The Clean Water Act has serious implications for the agriculture industry. Recently, the U.S. Army Corps and the Environmental Protection Agency issued new CWA regulations which redefine “waters of the United States” to include any water that is hydrologically connected to navigable waters, including “ephemeral streams”—low spots in the land that drain and channel water away from farmland after a rain, but are otherwise dry.

The legal team at Bick Law has decades of experience representing individual farm owners, state farm bureaus and other entities across the agriculture industry. We provide skilled counsel in environmental litigation and enforcement actions, permitting, and compliance matters. Additionally, attorneys in our environmental transactions practice regularly advise parties in connection with sophisticated agriculture deals and real estate transactions.

Food and Agriculture: Restaurants and Hospitality

Businesses in the restaurant and hospitality industry are also subject to strict regulatory oversight. In addition to food safety requirements, these companies often run into environmental issues and challenges involving land use, indoor air quality, waste management, air permits and water discharge.

The attorneys at Bick Law provide comprehensive environmental counsel to companies throughout the restaurant and hospitality industry.

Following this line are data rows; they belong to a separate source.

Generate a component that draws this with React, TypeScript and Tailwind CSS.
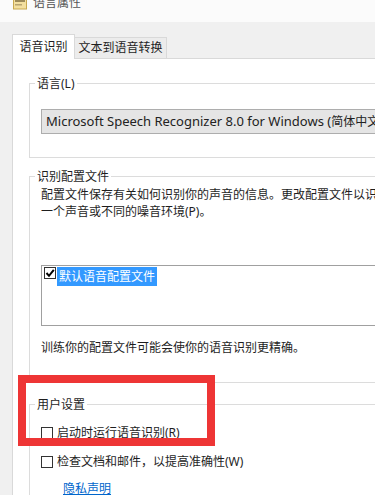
import React from "react";

const font = { fontFamily: '"Noto Sans", "Noto Sans CJK SC", sans-serif' };

function Group({ label, children, className }: { label: string; children: React.ReactNode; className: string }) {
  return (
    <fieldset className={`border-l border-t border-b border-[#dcdcdc] mr-[-20px] pl-[5px] ${className}`}>
      <legend className="px-[2px] text-[12px] leading-[17px] text-[#1e1e1e]">{label}</legend>
      <div className="pl-[6px]">{children}</div>
    </fieldset>
  );
}

function Box({ checked }: { checked?: boolean }) {
  return (
    <div className="w-[12px] h-[12px] border border-[#333] bg-white shrink-0 flex items-center justify-center">
      {checked && (
        <svg width="10" height="10" viewBox="0 0 10 10">
          <path d="M1.5 5 L4 7.8 L8.8 1.8" fill="none" stroke="#000" strokeWidth="2" />
        </svg>
      )}
    </div>
  );
}

export default function App() {
  return (
    <div className="w-[375px] h-[495px] overflow-hidden bg-[#f0f0f0] relative flex flex-col" style={font}>
      {/* title bar */}
      <div className="h-[22px] bg-[#fbfbfb] flex items-start pl-[13px] gap-[6px] shrink-0 overflow-hidden">
        <svg width="14" height="12" viewBox="0 0 14 12" className="mt-[-2px]">
          <rect x="0.5" y="0" width="13" height="11" fill="#f3dfa0" stroke="#c8a850" />
          <rect x="2" y="2" width="10" height="2" fill="#9c8a5a" />
          <rect x="2" y="6" width="7" height="1.5" fill="#b8a470" />
        </svg>
        <div className="text-[12px] leading-[12px] mt-[-3px] text-[#555]">语言属性</div>
      </div>
      {/* tabs */}
      <div className="h-[36px] flex items-end pl-[12px] shrink-0">
        <div className="h-[25px] w-[63px] bg-white border border-b-0 border-[#d9d9d9] mb-[-1px] relative z-10 flex items-center justify-center text-[12px] text-[#1e1e1e]">
          语音识别
        </div>
        <div className="h-[21px] w-[92px] bg-[#ececec] border border-l-0 border-b-0 border-[#d9d9d9] flex items-center justify-center text-[12px] text-[#1e1e1e]">
          文本到语音转换
        </div>
      </div>
      {/* panel */}
      <div className="flex-1 ml-[12px] bg-white border-t border-l border-[#d9d9d9] pl-[16px] text-[12px] leading-[17px] text-[#1e1e1e]">
        <Group label="语言(L)" className="mt-[16px] pb-[23px]">
          <div className="mt-[17px] h-[25px] border border-[#adadad] bg-[#e5e5e5] flex items-center pl-[4px] whitespace-nowrap text-[#222] mr-[-60px]">
            <span className="text-[13px]">Microsoft Speech Recognizer 8.0 for Windows (</span>
            <span className="text-[12px]">简体中文 - 中国)</span>
          </div>
        </Group>
        <Group label="识别配置文件" className="mt-[10px] pb-[26px]">
          <div className="mt-[1px] whitespace-nowrap">配置文件保存有关如何识别你的声音的信息。更改配置文件以识别</div>
          <div className="whitespace-nowrap">一个声音或不同的噪音环境(P)。</div>
          <div className="mt-[45px] h-[61px] border border-[#a0a0a0] pl-[2px] pt-[1px] flex items-start">
            <Box checked />
            <div className="ml-[1px] h-[19px] bg-[#3399ff] text-white px-[2px] flex items-center">默认语音配置文件</div>
          </div>
          <div className="mt-[13px] whitespace-nowrap">训练你的配置文件可能会使你的语音识别更精确。</div>
        </Group>
        <Group label="用户设置" className="mt-[13px] pb-[20px]">
          <div className="mt-[11px] flex items-center gap-[4px] h-[17px]">
            <Box />
            <span>启动时运行语音识别(R)</span>
          </div>
          <div className="mt-[12px] flex items-center gap-[4px] h-[17px] whitespace-nowrap">
            <Box />
            <span>检查文档和邮件，以提高准确性(W)</span>
          </div>
          <div className="mt-[10px] pl-[22px]">
            <span className="text-[#0066cc] underline">隐私声明</span>
          </div>
        </Group>
      </div>
      {/* red highlight */}
      <div className="absolute left-[18px] top-[375px] w-[197px] h-[71px] border-[8px] border-[#ee3535]" />
    </div>
  );
}
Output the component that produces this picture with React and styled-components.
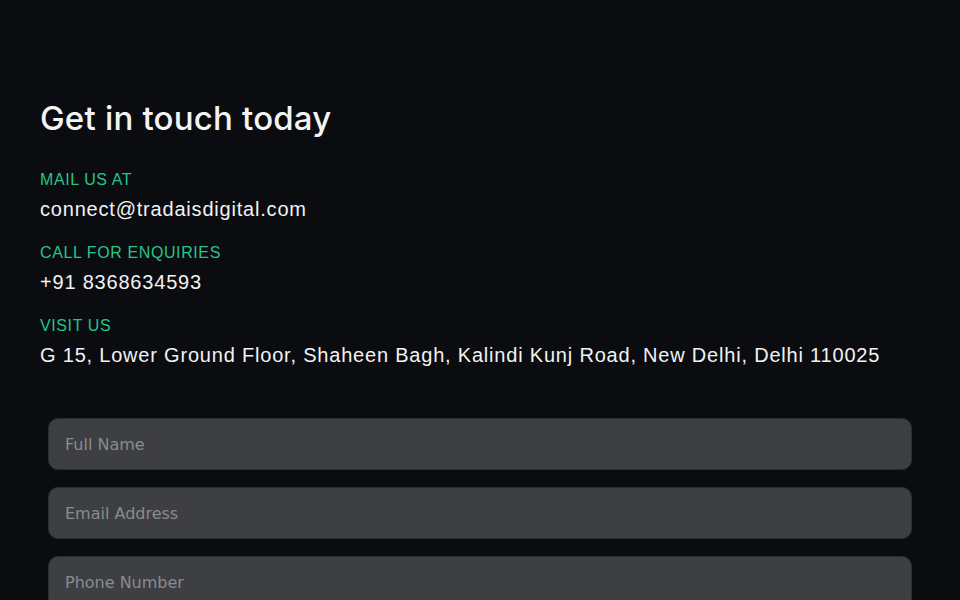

Whether we are advising a client in connection with a land acquisition or divestiture involving environmental contamination or helping a business develop a compliance program, our lawyers help clients avoid, manage and mitigate environmental risks and challenges.

Wineries and Vineyards

Wineries and vineyards face a number of key environmental challenges. Chief among these is the acquisition and disposal of water, which implicates both state and federal laws. Wineries are also subject to water quality discharge requirements and may need to apply for discharge permits or waivers from regional water quality control boards. Additionally, wineries and growers must satisfy a number of agency permitting requirements. These requirements often implicate environmental impact reporting requirements under the National Environmental Protection Act or the California Environmental Quality Act. Growers and wineries generate large volumes of waste, some of which is classified as hazardous under state and federal law.

When a winery or grower is not in compliance with disposal requirements, it can be subject to tens of thousands of dollars in daily fines even if the non-compliance was unintentional. Wineries are also subject to emission regulations under the Clean Air Act for pollutants including nitrogen and sulfur oxides, particulate matter and volatile organic compounds and may be subject to winery-specific rules by Air Pollution Control Districts. Like the rest of the agriculture sector, vineyards may be subject to the Clean Water Act and the Endangered Species Act because of the potential for vernal pools and ephemeral streams that may be considered “waters of the United States” and may create critical habitat.

Bick Law regularly counsels growers and wine-making businesses. Our lawyers have a deep understanding of the environmental laws and regulations impacting the industry and work with wineries and growers to meet their regulatory obligations.